━━ Dataset records ━━

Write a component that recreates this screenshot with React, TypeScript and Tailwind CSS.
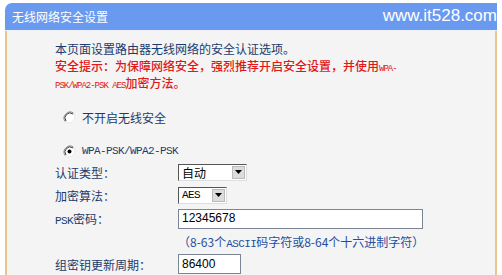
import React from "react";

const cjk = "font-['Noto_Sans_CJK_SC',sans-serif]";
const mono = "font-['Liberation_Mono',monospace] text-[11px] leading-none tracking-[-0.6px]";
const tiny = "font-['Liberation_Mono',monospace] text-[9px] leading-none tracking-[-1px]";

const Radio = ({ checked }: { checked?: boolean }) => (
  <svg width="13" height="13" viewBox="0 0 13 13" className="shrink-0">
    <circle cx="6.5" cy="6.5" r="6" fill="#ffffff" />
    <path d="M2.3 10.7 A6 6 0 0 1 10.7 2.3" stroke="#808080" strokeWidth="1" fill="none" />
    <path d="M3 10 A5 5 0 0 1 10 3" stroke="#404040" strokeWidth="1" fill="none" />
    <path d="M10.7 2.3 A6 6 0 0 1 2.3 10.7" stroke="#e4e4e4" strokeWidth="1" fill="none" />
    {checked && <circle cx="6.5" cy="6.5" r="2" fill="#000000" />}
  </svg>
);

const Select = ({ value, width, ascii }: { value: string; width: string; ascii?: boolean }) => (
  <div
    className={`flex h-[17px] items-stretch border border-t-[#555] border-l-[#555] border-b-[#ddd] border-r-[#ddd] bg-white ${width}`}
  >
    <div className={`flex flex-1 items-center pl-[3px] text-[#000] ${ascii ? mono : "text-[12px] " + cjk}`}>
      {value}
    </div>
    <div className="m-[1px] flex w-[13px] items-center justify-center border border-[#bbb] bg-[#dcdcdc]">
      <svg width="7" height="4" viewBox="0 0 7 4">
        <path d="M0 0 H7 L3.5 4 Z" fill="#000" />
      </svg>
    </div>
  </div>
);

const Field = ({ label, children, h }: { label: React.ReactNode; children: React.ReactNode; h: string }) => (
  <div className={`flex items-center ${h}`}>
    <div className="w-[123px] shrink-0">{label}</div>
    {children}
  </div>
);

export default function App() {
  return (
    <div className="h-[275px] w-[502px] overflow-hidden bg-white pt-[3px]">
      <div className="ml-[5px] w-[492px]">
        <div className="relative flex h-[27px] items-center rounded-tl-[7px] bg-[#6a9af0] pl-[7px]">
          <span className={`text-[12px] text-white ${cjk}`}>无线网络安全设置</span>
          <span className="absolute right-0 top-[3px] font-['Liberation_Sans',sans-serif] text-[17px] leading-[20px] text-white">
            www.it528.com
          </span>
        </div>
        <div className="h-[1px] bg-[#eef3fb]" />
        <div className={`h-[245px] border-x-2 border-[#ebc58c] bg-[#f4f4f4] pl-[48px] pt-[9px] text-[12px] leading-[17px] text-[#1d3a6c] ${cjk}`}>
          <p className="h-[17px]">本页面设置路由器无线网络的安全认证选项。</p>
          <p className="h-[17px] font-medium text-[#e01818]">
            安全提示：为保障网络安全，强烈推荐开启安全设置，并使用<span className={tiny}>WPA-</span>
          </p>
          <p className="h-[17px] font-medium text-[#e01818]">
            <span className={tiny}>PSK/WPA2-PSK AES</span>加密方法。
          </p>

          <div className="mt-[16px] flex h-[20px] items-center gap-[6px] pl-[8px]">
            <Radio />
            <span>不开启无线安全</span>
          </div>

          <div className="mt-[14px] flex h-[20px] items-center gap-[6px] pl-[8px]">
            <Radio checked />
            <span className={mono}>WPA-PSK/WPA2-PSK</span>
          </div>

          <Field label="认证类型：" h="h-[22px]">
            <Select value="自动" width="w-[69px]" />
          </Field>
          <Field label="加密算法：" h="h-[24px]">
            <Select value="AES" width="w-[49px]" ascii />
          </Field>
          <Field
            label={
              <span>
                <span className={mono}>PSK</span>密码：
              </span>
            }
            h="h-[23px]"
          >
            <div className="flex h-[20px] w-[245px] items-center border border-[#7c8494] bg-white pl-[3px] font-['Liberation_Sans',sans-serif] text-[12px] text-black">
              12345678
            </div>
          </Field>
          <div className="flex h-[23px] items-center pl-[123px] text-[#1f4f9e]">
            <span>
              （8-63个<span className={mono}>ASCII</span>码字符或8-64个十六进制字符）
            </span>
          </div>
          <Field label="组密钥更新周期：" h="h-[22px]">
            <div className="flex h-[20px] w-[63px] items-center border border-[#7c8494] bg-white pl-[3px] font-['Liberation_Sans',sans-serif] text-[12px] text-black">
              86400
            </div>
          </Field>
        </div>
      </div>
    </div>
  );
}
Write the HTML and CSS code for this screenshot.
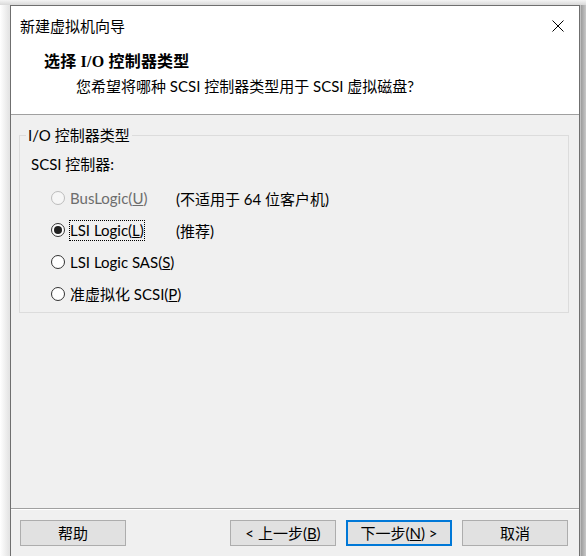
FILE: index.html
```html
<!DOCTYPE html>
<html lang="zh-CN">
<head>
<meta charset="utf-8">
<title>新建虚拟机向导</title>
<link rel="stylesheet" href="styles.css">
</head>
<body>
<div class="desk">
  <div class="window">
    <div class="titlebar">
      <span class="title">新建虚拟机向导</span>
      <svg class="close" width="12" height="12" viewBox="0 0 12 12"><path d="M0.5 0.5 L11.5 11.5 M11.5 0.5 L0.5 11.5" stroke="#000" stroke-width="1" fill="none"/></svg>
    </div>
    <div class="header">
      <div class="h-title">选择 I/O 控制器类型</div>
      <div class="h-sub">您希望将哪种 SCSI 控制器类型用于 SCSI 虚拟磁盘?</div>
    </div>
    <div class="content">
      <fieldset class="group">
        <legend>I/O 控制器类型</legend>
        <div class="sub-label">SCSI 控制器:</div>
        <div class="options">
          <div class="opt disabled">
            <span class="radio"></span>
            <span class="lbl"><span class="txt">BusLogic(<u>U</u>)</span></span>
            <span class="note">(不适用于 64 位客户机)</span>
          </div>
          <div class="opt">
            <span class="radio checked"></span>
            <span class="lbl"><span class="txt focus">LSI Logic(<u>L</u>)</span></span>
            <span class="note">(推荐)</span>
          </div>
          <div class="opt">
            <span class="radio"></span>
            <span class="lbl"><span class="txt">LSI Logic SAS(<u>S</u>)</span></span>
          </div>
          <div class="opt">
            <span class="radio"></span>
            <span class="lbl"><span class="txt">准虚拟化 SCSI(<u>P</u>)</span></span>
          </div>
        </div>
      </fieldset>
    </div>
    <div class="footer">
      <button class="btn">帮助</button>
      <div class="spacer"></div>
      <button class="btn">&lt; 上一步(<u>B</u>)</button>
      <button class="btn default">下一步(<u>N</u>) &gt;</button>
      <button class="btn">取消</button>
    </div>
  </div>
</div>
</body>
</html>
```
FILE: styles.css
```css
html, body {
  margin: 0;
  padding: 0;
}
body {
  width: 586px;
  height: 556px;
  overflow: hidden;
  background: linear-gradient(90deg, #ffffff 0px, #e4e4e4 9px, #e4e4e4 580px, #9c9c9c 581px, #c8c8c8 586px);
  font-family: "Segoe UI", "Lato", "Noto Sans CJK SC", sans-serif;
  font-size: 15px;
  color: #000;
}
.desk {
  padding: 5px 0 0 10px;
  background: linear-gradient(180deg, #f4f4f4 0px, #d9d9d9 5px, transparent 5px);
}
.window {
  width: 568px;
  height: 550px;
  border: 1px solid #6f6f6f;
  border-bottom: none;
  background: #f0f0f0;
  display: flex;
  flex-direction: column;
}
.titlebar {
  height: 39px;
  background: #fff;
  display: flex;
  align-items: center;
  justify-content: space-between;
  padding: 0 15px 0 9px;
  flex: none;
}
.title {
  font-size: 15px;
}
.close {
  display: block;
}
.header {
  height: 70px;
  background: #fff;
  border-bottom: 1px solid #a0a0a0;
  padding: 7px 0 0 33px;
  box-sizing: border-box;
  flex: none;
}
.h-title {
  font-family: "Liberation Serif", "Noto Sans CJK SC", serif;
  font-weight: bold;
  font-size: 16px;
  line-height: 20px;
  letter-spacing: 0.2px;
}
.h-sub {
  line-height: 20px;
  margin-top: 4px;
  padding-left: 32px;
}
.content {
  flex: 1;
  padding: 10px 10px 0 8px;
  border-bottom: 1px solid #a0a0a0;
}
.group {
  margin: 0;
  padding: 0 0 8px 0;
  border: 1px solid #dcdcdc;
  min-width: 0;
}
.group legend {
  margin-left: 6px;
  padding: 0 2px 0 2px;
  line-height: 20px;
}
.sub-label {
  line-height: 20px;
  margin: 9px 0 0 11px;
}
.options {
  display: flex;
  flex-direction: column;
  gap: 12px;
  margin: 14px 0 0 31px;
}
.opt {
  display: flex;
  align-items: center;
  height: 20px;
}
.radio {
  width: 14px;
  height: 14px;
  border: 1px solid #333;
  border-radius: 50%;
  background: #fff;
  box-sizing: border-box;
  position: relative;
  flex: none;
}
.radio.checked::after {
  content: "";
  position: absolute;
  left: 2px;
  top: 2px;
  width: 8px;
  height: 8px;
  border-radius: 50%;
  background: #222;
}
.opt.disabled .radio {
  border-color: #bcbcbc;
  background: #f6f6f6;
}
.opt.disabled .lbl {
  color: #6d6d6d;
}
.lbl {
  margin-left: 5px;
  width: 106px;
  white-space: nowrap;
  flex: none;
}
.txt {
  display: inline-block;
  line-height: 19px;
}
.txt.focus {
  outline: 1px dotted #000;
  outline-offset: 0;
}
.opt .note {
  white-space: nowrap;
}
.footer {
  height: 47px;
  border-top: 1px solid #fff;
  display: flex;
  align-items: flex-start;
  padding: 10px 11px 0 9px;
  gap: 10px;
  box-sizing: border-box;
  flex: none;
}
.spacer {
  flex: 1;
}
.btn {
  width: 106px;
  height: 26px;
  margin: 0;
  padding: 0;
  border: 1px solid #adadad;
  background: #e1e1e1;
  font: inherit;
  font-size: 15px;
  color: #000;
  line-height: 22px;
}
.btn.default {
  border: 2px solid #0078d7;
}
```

━━━

(The request):
Reproduce the material above from its first line through the line containing "import React from", both ends included, and skip every picture.

(Answer in full):
Write a component that recreates this screenshot with React, TypeScript and Tailwind CSS.
import React from "react";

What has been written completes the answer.